Three Stages of mental growth of poet towards nature in the poem "Tintern Abbey"

Tintern Abbey is a faithful record of the poets different stages of his thought regarding Nature. His thought of Nature may be traced in three different stages. Through these stages the gradual development of the poet's thought has been recorded in this poem.

In the first stage, in his boyhood, Wordsworth felt a coarser boyish pleasure in the presence of Nature. At this stage, he had an animal pleasure in the beautiful scenery of Nature. He found pleasure in roaming about in the midst of Nature. Like a deer he flitted from place to place and ran races in a restless manner over the mountains, by the sides of rivers and streams wherever Nature led him. At this stage, the poet's love for Nature is instinctive. His close contact with Nature as a child has enabled him to enjoy the coarse pleasure of childhood. Nature was the repository of boyish pleasure
to him. At that time Nature was the source of coarser pleasure.

In the second stage, Wordsworth was in relationship with Nature physically. At this stage he loved only the sensuous beauty of Nature. The poet was enthralled by Nature's enchanting physical loveliness. He felt a deep love for the tall rocks, mountains and the jungle. At this stage he experienced aching joys and dizzy raptures in his contact with Nature. But he had no philosophy of Nature. He loved only the sights and sounds of Nature. At this stage he cared only for the  outward beauty of Nature, which he saw with eyes and ears.

In the third and final stage, his love for Nature becomes spiritual and intellectual. The poet coming in close contact with the realities of became able to hear in Nature "the still, sad music of humanity." Contemplation over human sufferings has chastened and humanised is soul. This made him able to find an eternal bond between Man and Nature. The unintelligible mystery of the world has now been unveiled.
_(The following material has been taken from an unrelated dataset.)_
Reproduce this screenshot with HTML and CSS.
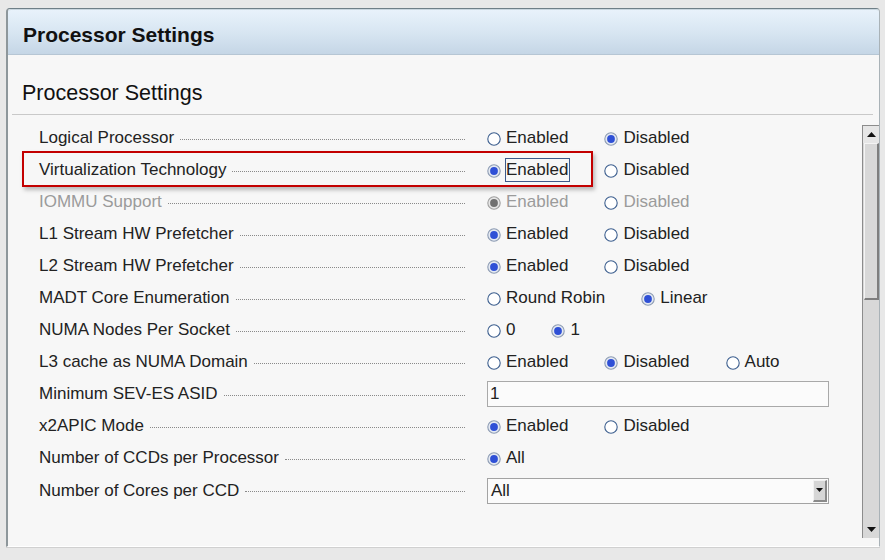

In this stage, the poet has gained a spiritual vision. The spiritual contemplation over Nature has disciplined his mind into a quite mood of mystic realisation. He feels the presence of a mysterious soul permeating all objects of Nature and the mind of man:

A motion and a spirit, that impels
All thinking things, all objects of all thought,
And rolls through all things.

Wordsworth emphasized the moral influence of Nature. He spiritualised Nature and considered her as a great moral teacher, as the best mother, guardian and nurse of man. The poet believes that between Man and Nature there is a spiritual intercourse. So the poet says that Nature is :

The anchor of my purest thoughts, the nurse,
The guide, the guardian of my heart, and soul
Of all my moral being.

In accordance with Wordsworth, Nature deeply influences human character. Life is all joy for a worshipper of Nature. The worsnip of Nature removes all worries and troubles. So in the last part of the poem the poet advises his sister Dorothy to put herself under the eye of Nature and to cultivate friendship with Nature because Nature did not betray. The poet says:

Nature never did betray
The heart that loved her : it is her privilege,
Through all the years of this our life, to lead
From joy to joy

Now, to conclude it can be said beyond any dispute that sworth's main philosophy of life is Nature and its influence on human life. The poem Tintern Abbey makes the most revealing document of Nature, philosophy and final testament of the soul's journey from sensuous to the spiritual. The poem is a true reflection of the poet's development of thoughts.